In terms of what the future may hold for aspirin, Dr. Jack Hirsch, of the McMaster University Faculty of Medicine in Hamilton, Ont., said several studies either about to be published or in the final stages of research are likely to expand aspirin’s frontiers significantly in the short term. Anticipated developments after the turn of the century, however, probably ensure that different chemicals will replace aspirin.

Hirsch said an English study, whose results are to be reported shortly, has apparently found that stroke prevention can be achieved as effectively with comparatively low doses of aspirin--about 300 milligrams a day--as with higher doses of 1,200. The finding may help make it possible to achieve effective prevention in some patients whose gastrointestinal reaction to aspirin makes them unable to use the drug now.

Both Hirsch and Savanian said researchers are now almost unanimous in their agreement that aspirin’s anti-clotting effects come from its interaction with an enzyme called cyclooxygenase. Hirsch said it appears likely that better understanding of this reaction will boost aspirin into a position as treatment of choice.

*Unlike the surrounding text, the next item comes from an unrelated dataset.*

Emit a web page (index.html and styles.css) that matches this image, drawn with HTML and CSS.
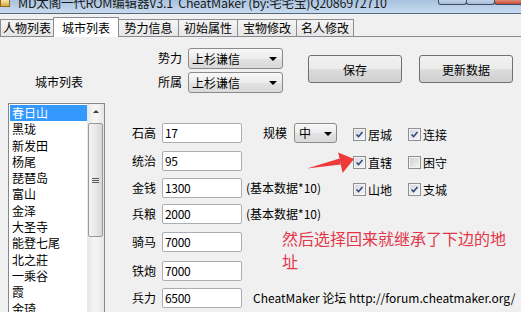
FILE: index.html
```html
<!DOCTYPE html>
<html lang="zh-CN">
<head>
<meta charset="utf-8">
<title>MD太阁一代ROM编辑器</title>
<link rel="stylesheet" href="styles.css">
</head>
<body>
<div class="window">
  <div class="titlebar">
    <span class="app-icon"></span>
    <span class="title">MD太阁一代ROM编辑器V3.1  CheatMaker (by:宅宅宝)Q2086972710</span>
    <div class="winbtns"><span class="wb"></span><span class="wb"></span><span class="wb close"></span></div>
  </div>
  <div class="tabs">
    <div class="tab t1">人物列表</div>
    <div class="tab t2 active">城市列表</div>
    <div class="tab t3">势力信息</div>
    <div class="tab t4">初始属性</div>
    <div class="tab t5">宝物修改</div>
    <div class="tab t6">名人修改</div>
  </div>
  <div class="client">
    <div class="left">
      <div class="list-title">城市列表</div>
      <div class="listbox">
        <ul class="items">
          <li class="sel">春日山</li>
          <li>黑珑</li>
          <li>新发田</li>
          <li>杨尾</li>
          <li>琵琶岛</li>
          <li>富山</li>
          <li>金泽</li>
          <li>大圣寺</li>
          <li>能登七尾</li>
          <li>北之莊</li>
          <li>一乘谷</li>
          <li>霞</li>
          <li>金琦</li>
        </ul>
        <div class="vscroll">
          <div class="sb-up"><span class="tri-up"></span></div>
          <div class="thumb"><span class="grip"></span></div>
        </div>
      </div>
    </div>
    <div class="right">
      <div class="top">
        <div class="combos">
          <span class="lbl">势力</span><div class="combo">上杉谦信</div>
          <span class="lbl">所属</span><div class="combo">上杉谦信</div>
        </div>
        <div class="btn btn-save">保存</div>
        <div class="btn btn-refresh">更新数据</div>
      </div>
      <div class="fields">
        <span class="flbl">石高</span><div class="inp">17</div>
        <div class="scale"><span class="scale-lbl">规模</span><div class="combo small">中</div></div>
        <div class="cb c4"><span class="box on"><svg viewBox="0 0 13 13"><path d="M3 6.5 L5.4 9 L10 3.5"/></svg></span>居城</div>
        <div class="cb c5"><span class="box on"><svg viewBox="0 0 13 13"><path d="M3 6.5 L5.4 9 L10 3.5"/></svg></span>连接</div>

        <span class="flbl">统治</span><div class="inp">95</div>
        <div class="cb c4"><span class="box on"><svg viewBox="0 0 13 13"><path d="M3 6.5 L5.4 9 L10 3.5"/></svg></span>直辖</div>
        <div class="cb c5"><span class="box off"></span>困守</div>

        <span class="flbl">金钱</span><div class="inp">1300</div>
        <div class="note">(基本数据*10)</div>
        <div class="cb c4"><span class="box on"><svg viewBox="0 0 13 13"><path d="M3 6.5 L5.4 9 L10 3.5"/></svg></span>山地</div>
        <div class="cb c5"><span class="box on"><svg viewBox="0 0 13 13"><path d="M3 6.5 L5.4 9 L10 3.5"/></svg></span>支城</div>

        <span class="flbl">兵粮</span><div class="inp">2000</div>
        <div class="note">(基本数据*10)</div>

        <span class="flbl">骑马</span><div class="inp">7000</div>
        <div class="memo">然后选择回来就继承了下边的地<br>址</div>

        <span class="flbl">铁炮</span><div class="inp">7000</div>

        <span class="flbl">兵力</span><div class="inp">6500</div>
        <div class="foot">CheatMaker 论坛 http://forum.cheatmaker.org/</div>
      </div>
    </div>
  </div>
  <svg class="annot" viewBox="0 0 521 312" aria-hidden="true">
    <polygon points="307,168.5 340.8,164.6 339.6,158.6"/>
    <polygon points="354,159 338.2,152.5 342.6,173"/>
  </svg>
</div>
</body>
</html>
```
FILE: styles.css
```css
html, body {
  margin: 0;
  padding: 0;
}
body {
  width: 521px;
  height: 312px;
  overflow: hidden;
  background: #f0f0f0;
  font-family: "Noto Sans CJK SC", "Noto Sans", sans-serif;
  font-size: 12px;
  color: #000;
}
.window {
  position: relative;
  height: 312px;
  overflow: hidden;
}

/* title bar */
.titlebar {
  height: 13px;
  border-bottom: 1px solid #56687e;
  background: linear-gradient(#a8c2de, #c8dbef);
  display: flex;
  align-items: flex-start;
  overflow: hidden;
}
.app-icon {
  flex: none;
  width: 8px;
  height: 6px;
  background: linear-gradient(#f6e7b0, #d9a93a);
  border: 1px solid #8a6d1e;
  border-top: none;
}
.title {
  margin-left: 8px;
  margin-top: -3px;
  font-size: 12.5px;
  line-height: 12.5px;
  letter-spacing: -0.2px;
  white-space: pre;
  color: #1a1a1a;
}
.winbtns {
  margin-left: auto;
  display: flex;
}
.wb {
  width: 27px;
  height: 4px;
  border: 1px solid #3c4d65;
  border-top: none;
  border-radius: 0 0 3px 3px;
  background: linear-gradient(#c2d3e6, #a4bad4);
  margin-right: -1px;
}
.wb.close {
  width: 43px;
  margin-right: -18px;
  background: linear-gradient(#e08a74, #c74a36);
}

/* tabs */
.tabs {
  height: 22px;
  display: flex;
  align-items: flex-end;
  border-bottom: 1px solid #898c95;
}
.tab {
  box-sizing: border-box;
  height: 17px;
  border: 1px solid #898c95;
  border-bottom: none;
  margin-right: -1px;
  background: linear-gradient(#f4f4f4, #e6e6e6);
  text-align: center;
  line-height: 16px;
  font-size: 12px;
}
.tab.active {
  position: relative;
  z-index: 1;
  height: 20px;
  margin-bottom: -1px;
  background: #fff;
  line-height: 17px;
  padding-top: 1px;
}
.t1 { width: 54px; }
.t2 { width: 66px; }
.t3 { width: 61px; }
.t4 { width: 60px; }
.t5 { width: 60px; }
.t6 { width: 58px; }

/* client */
.client {
  display: flex;
}
.left {
  flex: none;
  width: 102px;
  padding-left: 8px;
}
.list-title {
  margin-top: 37px;
  line-height: 16px;
  text-align: center;
}
.listbox {
  margin-top: 13px;
  box-sizing: border-box;
  width: 97px;
  height: 212px;
  border: 1px solid #828790;
  border-bottom: none;
  background: #fff;
  display: flex;
  overflow: hidden;
}
.items {
  list-style: none;
  margin: 0;
  padding: 1px 0 0 1px;
  flex: 1;
}
.items li {
  height: 16.3px;
  line-height: 16.3px;
  padding-left: 2px;
  white-space: nowrap;
}
.items li.sel {
  background: #3399ff;
  color: #fff;
}
.vscroll {
  flex: none;
  width: 17px;
  background: linear-gradient(90deg, #e6e6e6, #f4f4f4 40%, #f4f4f4 60%, #e6e6e6);
}
.sb-up {
  height: 17px;
  display: flex;
  justify-content: center;
  align-items: center;
}
.tri-up {
  width: 0;
  height: 0;
  border-left: 3px solid transparent;
  border-right: 3px solid transparent;
  border-bottom: 3px solid #3c3c3c;
  margin-top: -3px;
}
.thumb {
  margin: 2px 1px 0 1px;
  height: 114px;
  box-sizing: border-box;
  border: 1px solid #989898;
  border-radius: 2px;
  background: linear-gradient(90deg, #f3f3f3, #e9e9e9 50%, #d6d6d6);
  display: flex;
  justify-content: center;
  align-items: center;
}
.grip {
  width: 7px;
  height: 5px;
  background: repeating-linear-gradient(#5a5a5a 0, #5a5a5a 1px, transparent 1px, transparent 2px);
}

.right {
  flex: 1;
}
.top {
  display: flex;
  align-items: flex-start;
  margin-top: 11px;
}
.combos {
  display: grid;
  grid-template-columns: 25px 95px;
  column-gap: 5px;
  row-gap: 3px;
  margin-left: 48px;
}
.lbl {
  line-height: 19px;
}
.combo {
  position: relative;
  box-sizing: border-box;
  height: 21px;
  border: 1px solid #8b8b8b;
  border-radius: 3px;
  background: linear-gradient(#f8f8f8, #ececec 50%, #e2e2e2 51%, #dadada);
  padding-left: 3px;
  line-height: 19px;
}
.combo::after {
  content: "";
  position: absolute;
  right: 5px;
  top: 8px;
  border-left: 4px solid transparent;
  border-right: 4px solid transparent;
  border-top: 4px solid #000;
}
.combo.small {
  width: 43px;
  height: 20px;
  line-height: 18px;
  padding-left: 4px;
}
.combo.small::after {
  right: 4px;
  top: 8px;
}
.btn {
  box-sizing: border-box;
  width: 94px;
  height: 28px;
  margin-top: 7px;
  border: 1px solid #707070;
  border-radius: 3px;
  background: linear-gradient(#f2f2f2, #ebebeb 49%, #dddddd 50%, #cfcfcf);
  display: flex;
  align-items: center;
  justify-content: center;
}
.btn-save { margin-left: 25px; }
.btn-refresh { margin-left: 17px; }

.fields {
  display: grid;
  grid-template-columns: 52px 80px 111px 55px 1fr;
  grid-template-rows: 28px 27px 26px 28px 29px 27px 20px;
  margin-top: 30px;
}
.flbl {
  grid-column: 1;
  text-align: right;
  padding-right: 6px;
  line-height: 20px;
}
.inp {
  grid-column: 2;
  box-sizing: border-box;
  height: 20px;
  border: 1px solid #abadb3;
  border-radius: 2px;
  background: #fff;
  padding-left: 2px;
  line-height: 18px;
  letter-spacing: -0.3px;
}
.scale {
  grid-column: 3;
  display: flex;
  align-items: flex-start;
  padding-left: 21px;
}
.scale-lbl {
  line-height: 20px;
  margin-right: 7px;
}
.note {
  grid-column: 3;
  padding-left: 4px;
  line-height: 20px;
  white-space: nowrap;
}
.cb {
  display: flex;
  align-items: center;
  gap: 2px;
  height: 20px;
  margin-top: 1px;
}
.c4 { grid-column: 4; }
.c5 { grid-column: 5; }
.box {
  box-sizing: border-box;
  width: 13px;
  height: 13px;
  border: 1px solid #8e8f8f;
  background: linear-gradient(135deg, #d2d6de, #f6f7f9);
  box-shadow: inset 0 0 0 1px #f4f4f4;
}
.box.off {
  background: linear-gradient(135deg, #cfcfcf, #f4f4f4);
}
.box svg {
  display: block;
  width: 11px;
  height: 11px;
}
.box path {
  fill: none;
  stroke: #2e437a;
  stroke-width: 1.8;
}
.memo {
  grid-column: 3 / 6;
  grid-row: 5 / 7;
  align-self: start;
  margin-top: -5px;
  padding-left: 40px;
  color: #e4364a;
  font-size: 16px;
  line-height: 23px;
  white-space: nowrap;
}
.foot {
  grid-column: 3 / 6;
  padding-left: 11px;
  font-size: 12px;
  line-height: 20px;
  white-space: nowrap;
}

.annot {
  position: absolute;
  left: 0;
  top: 0;
  width: 521px;
  height: 312px;
  pointer-events: none;
}
.annot polygon {
  fill: #ee3a3a;
}
```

The wisdom of lining up at the drugstore counter to buy aspirin to take every day or two to prevent heart attack is still unestablished, Hirsch added, primarily because reduction in risk from aspirin-taking alone hovers only in the 20% to 50% range in most studies. An aspirin-taker, he noted, is not rendering himself or herself immune to heart attack or stroke, by any means.

Nevertheless, he said, “I think it’s worth doing if you’re over 45. I’ve been doing it. I’ve got to put my money where my mouth is.”